First-person jumping makes for virtuoso moments like a mid-arc snipe in Halo or Quake 3 Arena. Moving target and moving gunman? It’s horseback archery for the digital age.
But another thrill of first-person jumping is to point your face at something and then jump down to rush towards it. That plunging face-downwards thrill, like the downslope of a rollercoaster.
This might be an enemy you are leaping onto to do a stealth kill in Dishonored. Or in the case of Portal, it could be to go through the floor, loosing off a portal at the last moment to conserve your momentum so that down is now forward and you’re flying out of an exit prepared 50 metres above.

Spinning and somersaulting makes jumps better. It adds flourish and poetry to the otherwise mechanical need to get to the next platform. This is why even an auto-jump can feel badass as Link does that first cartwheel through the air in Majora’s Mask. It also gives a sense of power and movement. In Super Metroid or Crash Bandicoot you can jump straight, but it’s that mid-air tumble that lets you know you’re really moving forward.
This also feels like an engagement with elegance.
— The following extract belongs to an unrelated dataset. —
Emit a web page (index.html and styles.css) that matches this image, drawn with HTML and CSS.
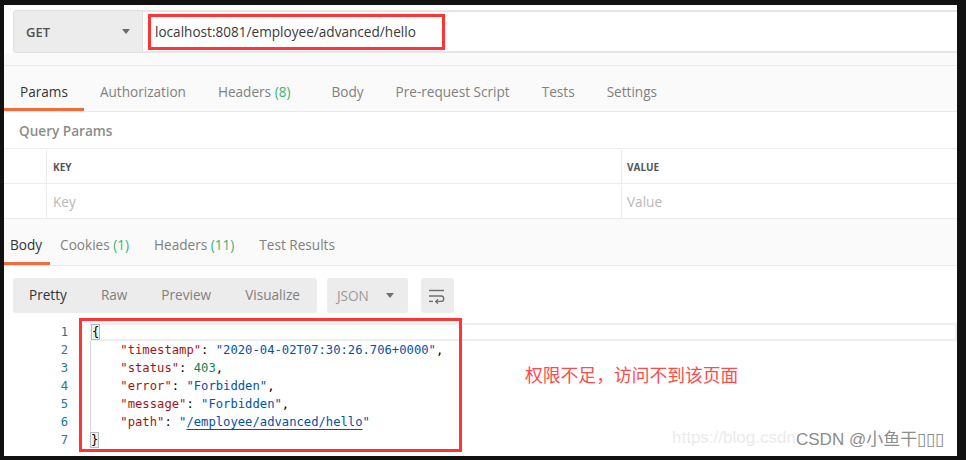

Most recently, there’s the feeling of grace as Hornet does those balletic twizzles when slicing the bounce-flowers in Silksong (dear game developers, if you make a game with spinning movements and whoosh sounds, I will buy it).
Silksong is just the latest example of games that feel like moving with serifs, jumping in cursive.
What Does A Jump Even Sound Like?
I’ve just tried myself, now, and it turns out there’s a forced diaphragmatic Ugh! It’s built in, it seems. I did not, however, make a whoosh sound because I am not a plane.
As iconic as Mario’s boing and Sonic’s woop jump sounds are, I’m partial to a vocal hut! and a good swoosh sound.
It’s the sounds that can make a jump feel dynamic, responsive and satisfying.
Mirror’s Edge 2D is made by the same creator as the Fancy Pants Adventures and is (incredibly) still playable here in your browser. Faith still has fantastic 2D animations, including the sprintiest, most powerful-looking run, and not only can you roll after landing every jump, the jumps themselves are accompanied by a perfect fwoosh that sounds part air-rush, part trouser fabric crumple, and wholly accentuates the rooftop-running open-air parkour fluidity. Try it on your lunch break!

A real journey needs a sense of change, of leaving the normal and arriving somewhere new. Odyssey is a game full of surprises and novelty, then just before the end there is calm and silence and awe – visually, aurally, and mechanically with the jump.
Mario’s jump feel is so ingrained by this point, but then suddenly we’re on the moon and practically untethered, one newton away from Galaxy-style disengagement.
Each jump is now a majestic/comic (depending on how many times you choose to quickly spin Mario mid-air) soaring thing. It’s the calm before the storm, the whole level itself basically a jump before re-landing for the finale.
Nintendo knows what it’s doing, putting spring flowers here to unleash rocketting corkscrew pirouettes. And then it gives you a frog.
I could talk about jumps all day. I haven’t even gotten to the Deku Tree web jump, or that chuk! sound as you backflip in Banjo, or careening off a halfpipe into Robotnik in Casino Night Zone, or the many jumps of Smash.
But it feels fitting to finish for now with Mario, after 40 years of heart-in-your-mouth-as-you-miss-the-edge-again fun. But also, 40 years of running and jumping in video games as a way to delight in the sheer joy of movement, along the ground and through the air.